INFORMATION SUPPLIED:
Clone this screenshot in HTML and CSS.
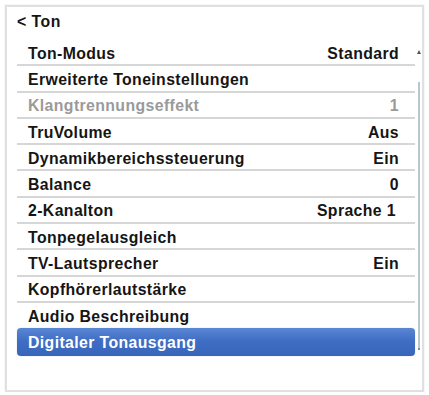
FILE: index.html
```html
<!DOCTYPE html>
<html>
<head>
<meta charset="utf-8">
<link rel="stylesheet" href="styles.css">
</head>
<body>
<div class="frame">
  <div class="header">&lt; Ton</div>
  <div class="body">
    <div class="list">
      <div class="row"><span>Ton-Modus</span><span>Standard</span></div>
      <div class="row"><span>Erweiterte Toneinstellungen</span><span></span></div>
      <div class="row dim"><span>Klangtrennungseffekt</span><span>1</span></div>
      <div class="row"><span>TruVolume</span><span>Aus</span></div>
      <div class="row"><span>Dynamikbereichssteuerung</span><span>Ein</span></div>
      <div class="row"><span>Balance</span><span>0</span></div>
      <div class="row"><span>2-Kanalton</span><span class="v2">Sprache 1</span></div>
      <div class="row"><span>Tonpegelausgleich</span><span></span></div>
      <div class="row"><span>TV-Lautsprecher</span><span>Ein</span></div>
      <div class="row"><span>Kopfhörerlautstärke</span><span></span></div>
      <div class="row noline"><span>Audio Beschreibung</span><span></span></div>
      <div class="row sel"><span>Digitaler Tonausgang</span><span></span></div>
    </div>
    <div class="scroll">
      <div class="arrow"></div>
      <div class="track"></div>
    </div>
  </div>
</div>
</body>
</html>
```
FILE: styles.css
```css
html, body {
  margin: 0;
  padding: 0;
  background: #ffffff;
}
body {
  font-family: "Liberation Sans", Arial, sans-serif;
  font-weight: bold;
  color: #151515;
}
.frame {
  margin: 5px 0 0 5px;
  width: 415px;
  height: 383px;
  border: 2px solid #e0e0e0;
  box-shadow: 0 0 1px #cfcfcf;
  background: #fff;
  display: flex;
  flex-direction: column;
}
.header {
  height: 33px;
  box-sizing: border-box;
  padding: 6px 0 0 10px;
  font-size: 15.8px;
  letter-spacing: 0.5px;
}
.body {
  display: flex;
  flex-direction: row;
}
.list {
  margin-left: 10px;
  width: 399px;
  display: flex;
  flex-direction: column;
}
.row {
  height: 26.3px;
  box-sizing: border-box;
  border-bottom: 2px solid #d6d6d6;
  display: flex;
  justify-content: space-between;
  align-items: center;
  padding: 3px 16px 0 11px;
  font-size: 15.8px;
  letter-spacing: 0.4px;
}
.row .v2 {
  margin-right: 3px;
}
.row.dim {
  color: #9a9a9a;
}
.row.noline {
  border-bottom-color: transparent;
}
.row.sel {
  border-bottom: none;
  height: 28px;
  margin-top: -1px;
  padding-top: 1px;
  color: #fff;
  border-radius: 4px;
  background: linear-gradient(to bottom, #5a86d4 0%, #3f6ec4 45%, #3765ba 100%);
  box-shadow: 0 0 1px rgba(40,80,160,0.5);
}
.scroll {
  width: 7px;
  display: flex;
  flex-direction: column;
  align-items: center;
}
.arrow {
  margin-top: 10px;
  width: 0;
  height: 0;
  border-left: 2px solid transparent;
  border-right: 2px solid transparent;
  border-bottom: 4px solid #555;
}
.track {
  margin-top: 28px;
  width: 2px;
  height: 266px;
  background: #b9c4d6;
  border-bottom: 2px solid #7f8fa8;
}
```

* * *

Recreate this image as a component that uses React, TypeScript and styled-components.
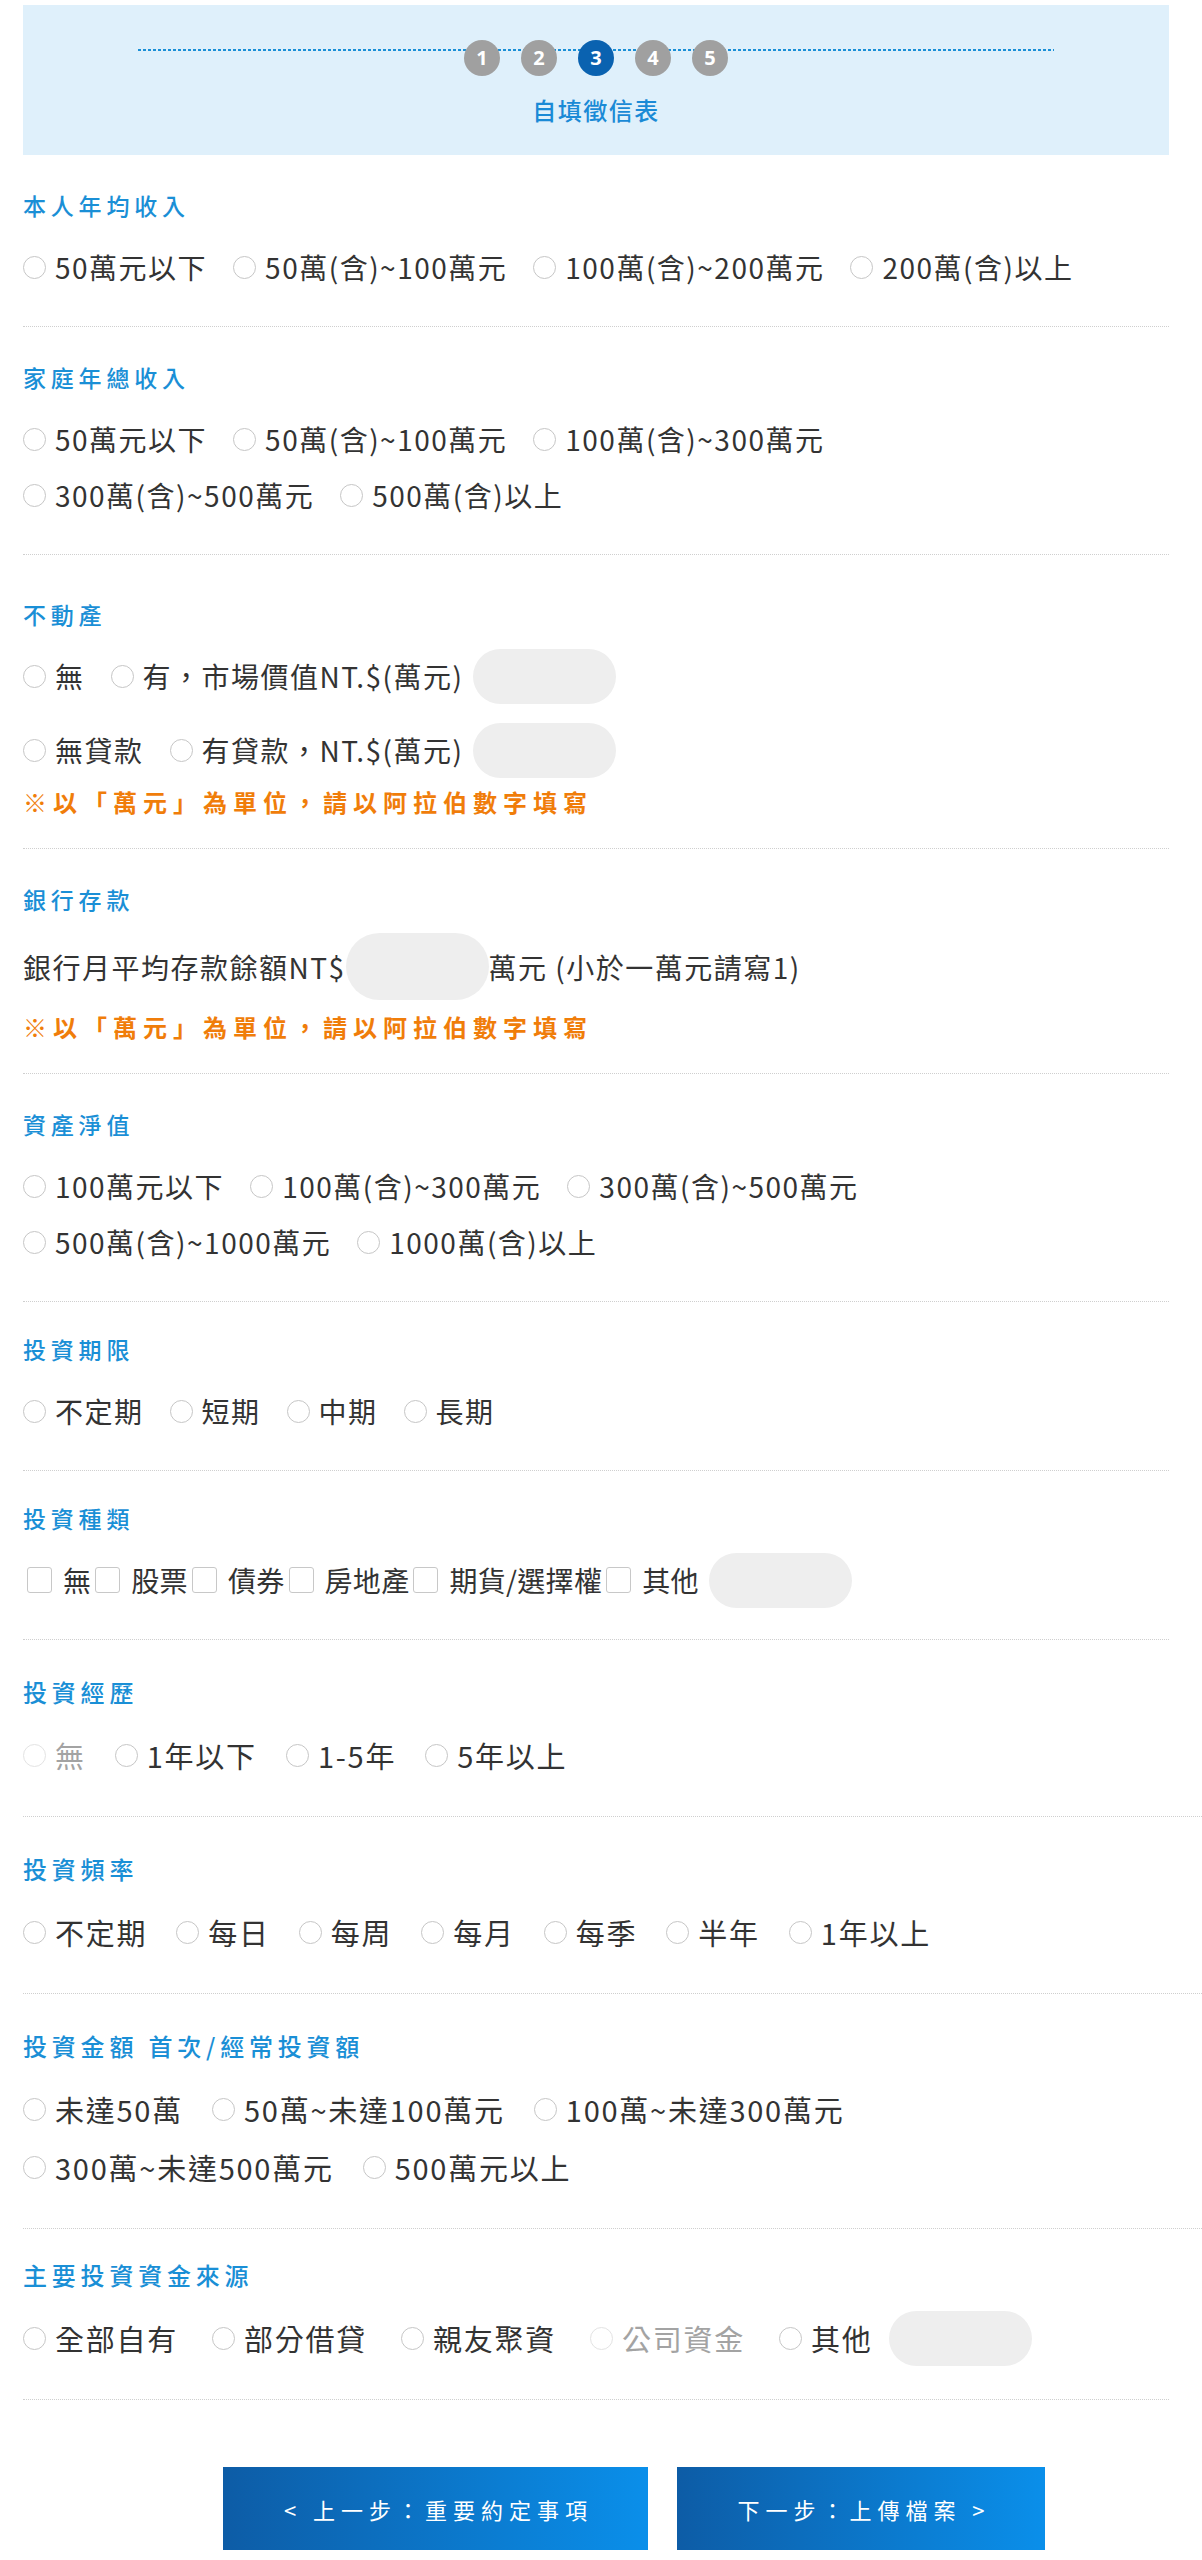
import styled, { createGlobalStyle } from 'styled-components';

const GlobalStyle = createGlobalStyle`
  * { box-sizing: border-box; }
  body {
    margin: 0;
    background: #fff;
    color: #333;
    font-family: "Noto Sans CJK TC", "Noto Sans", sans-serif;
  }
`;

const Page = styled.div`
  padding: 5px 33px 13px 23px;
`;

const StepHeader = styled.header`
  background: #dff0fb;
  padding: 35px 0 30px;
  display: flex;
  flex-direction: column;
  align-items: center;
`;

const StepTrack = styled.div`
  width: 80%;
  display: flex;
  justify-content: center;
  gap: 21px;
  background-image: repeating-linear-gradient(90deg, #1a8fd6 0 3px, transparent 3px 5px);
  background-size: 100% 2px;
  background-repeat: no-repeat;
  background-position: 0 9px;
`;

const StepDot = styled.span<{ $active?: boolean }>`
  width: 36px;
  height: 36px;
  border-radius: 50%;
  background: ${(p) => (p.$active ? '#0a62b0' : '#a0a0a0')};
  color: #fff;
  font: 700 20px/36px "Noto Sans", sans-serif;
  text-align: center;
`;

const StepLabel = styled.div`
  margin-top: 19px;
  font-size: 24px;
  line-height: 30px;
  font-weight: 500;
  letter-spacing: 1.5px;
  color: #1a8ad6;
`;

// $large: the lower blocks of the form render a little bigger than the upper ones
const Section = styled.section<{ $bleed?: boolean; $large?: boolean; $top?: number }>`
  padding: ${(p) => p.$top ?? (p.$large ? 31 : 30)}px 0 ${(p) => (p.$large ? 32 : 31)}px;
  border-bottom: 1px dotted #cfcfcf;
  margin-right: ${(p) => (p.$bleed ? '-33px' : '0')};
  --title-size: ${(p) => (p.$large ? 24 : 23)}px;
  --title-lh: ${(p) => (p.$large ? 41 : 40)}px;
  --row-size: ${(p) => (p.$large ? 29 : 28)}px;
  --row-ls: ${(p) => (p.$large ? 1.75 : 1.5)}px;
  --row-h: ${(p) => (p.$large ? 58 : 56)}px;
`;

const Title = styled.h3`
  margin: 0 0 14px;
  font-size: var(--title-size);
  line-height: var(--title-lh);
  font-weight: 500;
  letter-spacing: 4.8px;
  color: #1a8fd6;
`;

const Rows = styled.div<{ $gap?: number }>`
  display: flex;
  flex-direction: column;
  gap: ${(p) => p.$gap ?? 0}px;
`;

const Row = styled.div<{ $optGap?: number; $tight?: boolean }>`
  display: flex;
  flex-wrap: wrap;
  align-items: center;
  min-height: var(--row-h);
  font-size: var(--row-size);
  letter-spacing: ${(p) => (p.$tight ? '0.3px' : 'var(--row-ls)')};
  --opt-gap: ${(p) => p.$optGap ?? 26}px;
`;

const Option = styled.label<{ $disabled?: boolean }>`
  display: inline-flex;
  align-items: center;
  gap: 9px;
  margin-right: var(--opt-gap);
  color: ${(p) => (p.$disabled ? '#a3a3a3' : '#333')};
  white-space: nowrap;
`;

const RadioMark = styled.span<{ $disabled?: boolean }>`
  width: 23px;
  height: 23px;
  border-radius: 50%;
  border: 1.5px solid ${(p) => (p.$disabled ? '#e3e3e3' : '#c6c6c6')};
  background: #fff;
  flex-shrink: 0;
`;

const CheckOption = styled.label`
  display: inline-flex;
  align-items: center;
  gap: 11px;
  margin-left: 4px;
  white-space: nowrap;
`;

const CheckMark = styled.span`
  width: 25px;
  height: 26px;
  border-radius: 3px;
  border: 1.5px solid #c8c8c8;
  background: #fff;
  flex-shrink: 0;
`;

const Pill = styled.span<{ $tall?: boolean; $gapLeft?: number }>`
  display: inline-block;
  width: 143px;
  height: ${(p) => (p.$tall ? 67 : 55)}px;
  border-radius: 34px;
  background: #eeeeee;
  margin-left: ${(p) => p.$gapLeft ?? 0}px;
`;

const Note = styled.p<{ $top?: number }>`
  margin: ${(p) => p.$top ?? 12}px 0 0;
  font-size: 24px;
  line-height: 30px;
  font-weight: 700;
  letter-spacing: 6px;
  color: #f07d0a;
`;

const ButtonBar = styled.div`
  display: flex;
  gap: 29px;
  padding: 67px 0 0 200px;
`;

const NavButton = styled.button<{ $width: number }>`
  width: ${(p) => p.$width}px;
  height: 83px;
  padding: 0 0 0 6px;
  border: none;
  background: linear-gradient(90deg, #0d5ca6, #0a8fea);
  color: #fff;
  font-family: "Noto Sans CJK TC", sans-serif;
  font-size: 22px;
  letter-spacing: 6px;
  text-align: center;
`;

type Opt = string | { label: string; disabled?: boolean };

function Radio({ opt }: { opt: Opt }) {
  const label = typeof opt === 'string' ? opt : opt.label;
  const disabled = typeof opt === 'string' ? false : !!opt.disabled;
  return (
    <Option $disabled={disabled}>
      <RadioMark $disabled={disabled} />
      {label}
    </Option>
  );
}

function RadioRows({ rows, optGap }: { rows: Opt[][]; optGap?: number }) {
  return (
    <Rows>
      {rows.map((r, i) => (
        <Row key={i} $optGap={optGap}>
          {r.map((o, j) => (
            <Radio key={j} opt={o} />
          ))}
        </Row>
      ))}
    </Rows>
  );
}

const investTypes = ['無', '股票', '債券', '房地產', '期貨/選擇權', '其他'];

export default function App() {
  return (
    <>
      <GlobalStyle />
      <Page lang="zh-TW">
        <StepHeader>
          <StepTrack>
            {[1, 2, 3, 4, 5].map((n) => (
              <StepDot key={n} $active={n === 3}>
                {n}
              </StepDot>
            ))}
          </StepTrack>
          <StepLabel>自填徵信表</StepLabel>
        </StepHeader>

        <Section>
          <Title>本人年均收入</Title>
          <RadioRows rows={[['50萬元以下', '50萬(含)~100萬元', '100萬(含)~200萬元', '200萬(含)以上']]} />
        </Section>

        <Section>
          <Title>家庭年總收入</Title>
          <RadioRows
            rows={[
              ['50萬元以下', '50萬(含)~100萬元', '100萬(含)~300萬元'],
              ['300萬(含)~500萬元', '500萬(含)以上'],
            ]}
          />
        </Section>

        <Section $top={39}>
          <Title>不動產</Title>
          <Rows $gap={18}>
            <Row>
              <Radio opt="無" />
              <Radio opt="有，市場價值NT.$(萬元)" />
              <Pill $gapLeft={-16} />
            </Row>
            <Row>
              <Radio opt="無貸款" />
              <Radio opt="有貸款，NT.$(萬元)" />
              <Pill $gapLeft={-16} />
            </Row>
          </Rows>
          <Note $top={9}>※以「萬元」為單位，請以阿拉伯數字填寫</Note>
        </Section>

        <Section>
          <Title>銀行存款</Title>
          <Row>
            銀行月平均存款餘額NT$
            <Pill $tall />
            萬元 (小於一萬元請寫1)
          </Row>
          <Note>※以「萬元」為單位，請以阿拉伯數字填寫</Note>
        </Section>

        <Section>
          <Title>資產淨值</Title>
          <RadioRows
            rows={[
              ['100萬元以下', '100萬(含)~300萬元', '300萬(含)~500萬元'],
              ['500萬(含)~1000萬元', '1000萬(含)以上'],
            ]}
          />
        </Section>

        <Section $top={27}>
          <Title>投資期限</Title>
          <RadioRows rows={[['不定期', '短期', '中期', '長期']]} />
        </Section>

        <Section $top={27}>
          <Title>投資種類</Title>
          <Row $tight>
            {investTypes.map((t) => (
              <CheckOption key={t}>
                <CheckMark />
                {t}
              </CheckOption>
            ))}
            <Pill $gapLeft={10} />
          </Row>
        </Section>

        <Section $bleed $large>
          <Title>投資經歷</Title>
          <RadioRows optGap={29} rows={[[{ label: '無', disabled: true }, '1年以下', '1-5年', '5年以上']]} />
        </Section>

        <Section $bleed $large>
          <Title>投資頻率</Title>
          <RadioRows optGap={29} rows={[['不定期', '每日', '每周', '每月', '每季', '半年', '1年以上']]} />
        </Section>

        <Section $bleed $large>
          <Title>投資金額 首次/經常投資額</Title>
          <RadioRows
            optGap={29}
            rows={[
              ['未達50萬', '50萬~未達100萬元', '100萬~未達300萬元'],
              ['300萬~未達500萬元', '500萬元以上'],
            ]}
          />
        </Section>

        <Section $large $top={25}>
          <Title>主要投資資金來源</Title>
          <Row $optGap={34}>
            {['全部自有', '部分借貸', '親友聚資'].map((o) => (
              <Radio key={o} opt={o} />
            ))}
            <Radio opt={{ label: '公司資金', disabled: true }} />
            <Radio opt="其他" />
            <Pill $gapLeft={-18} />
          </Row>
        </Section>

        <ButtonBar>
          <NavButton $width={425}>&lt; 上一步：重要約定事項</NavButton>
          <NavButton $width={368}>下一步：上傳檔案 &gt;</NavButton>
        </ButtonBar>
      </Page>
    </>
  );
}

AIM:
For each line in the data above that contains the string "image", extract the line.

EXERCISE RESULT:
Recreate this image as a component that uses React, TypeScript and styled-components.
  background-image: repeating-linear-gradient(90deg, #1a8fd6 0 3px, transparent 3px 5px);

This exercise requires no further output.